The Turks and the Greeks seemed to be the worst to deal with.   He talks about them occasionally as their enmity for each other especially stood out.  “They’re both in NATO, but they could never agree on anything; they still don’t.  We had a hell of a time trying to get the two to agree on anything we did . . . they really hated each other; still do . . . I remember one time I was in Istanbul–with this Turkish Colonel.  We drove past this hovel, and the colonel looked at me and all he said was: ‘Greeks’.” He exaggerates the tone, saying “Greeks” like someone from the KKK might say the “N” word.

But despite all the frustrations of the job and the eccentricities of the locals, one can tell he still thinks very fondly of those three years spent in Naples.  Certainly, much of the charm must be attributed to the Neapolitans, but I think the city itself added much as well.  He will often go back to the surroundings when he gets started on Naples: the apartment on the hill, the Bay of Naples, the isle of Capri.  “You know you could also see Mount Vesuvius from our balcony on top of the hill.”

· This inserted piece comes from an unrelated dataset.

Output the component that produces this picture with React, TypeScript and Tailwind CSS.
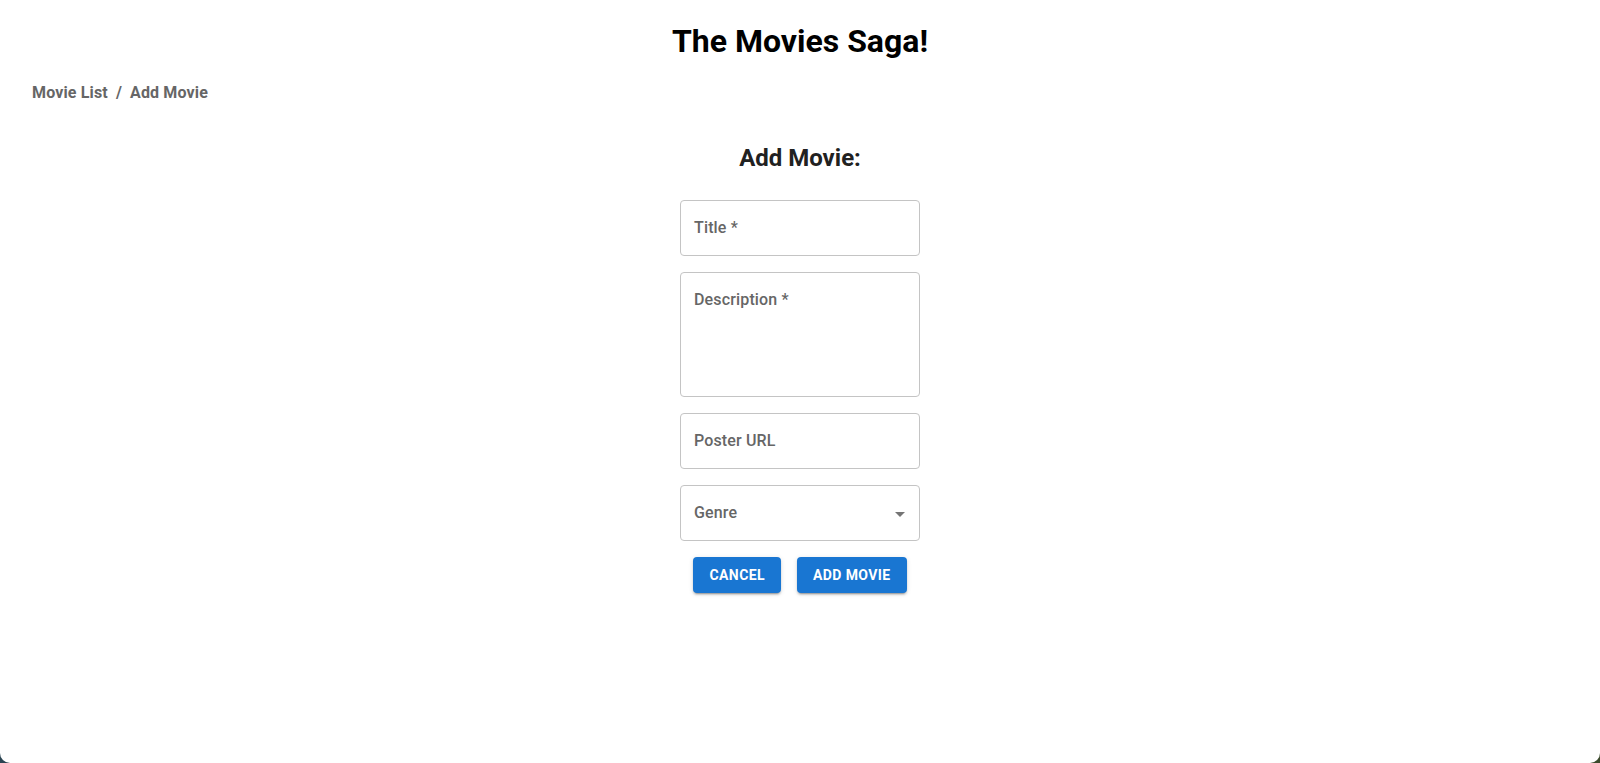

And once he gets started on the surroundings, he will tell me again about the street we lived on, Via Pocilipo, and its surroundings: the bocci ball court, the store on the corner, or maybe something more about the apartment.  “What a place we lived in.  The view was absolutely fantastic.”  He always smiles when he talks about it.  “And did you remember it had marble floors?  But it wasn’t much of an apartment though,” he adds, lest I think it was some sort of grand place given all the marble. 

He will often pause for a moment, focusing on the places last mentioned and then resume with some additional facts.  “I remember sending your brothers down to the corner store to buy a bottle of wine.  They were just barely teenagers, but of course, in Italy, that was okay . . . Your brothers remember Italy really well.  They went through boy scouts and little league while we were there, a lot of the same things you did in Virginia a few years later . . .

“Do you remember the steakhouse restaurant a couple blocks away? It was run by a guy who used to work for Al Capone.  He was deported from the U.S., so he went back to Naples and started a restaurant.”

“Italy really was a beautiful place,” he will often say after a moment of reflection, and then he will proceed to tell me again about all the places we visited while living in Italy: Florence, Rome, the Vatican.  “Beautiful places, just beautiful.”  And then, he’ll tell me again about the time Steve’s little league team went to the championship or about the time Mike and his boy scout troop met the Pope.

The memories are almost all good.  Even the enigma of the Neapolitans and all their idiosyncrasies only added to the charm and the character of Naples.  I suppose it was just a special place and a special time.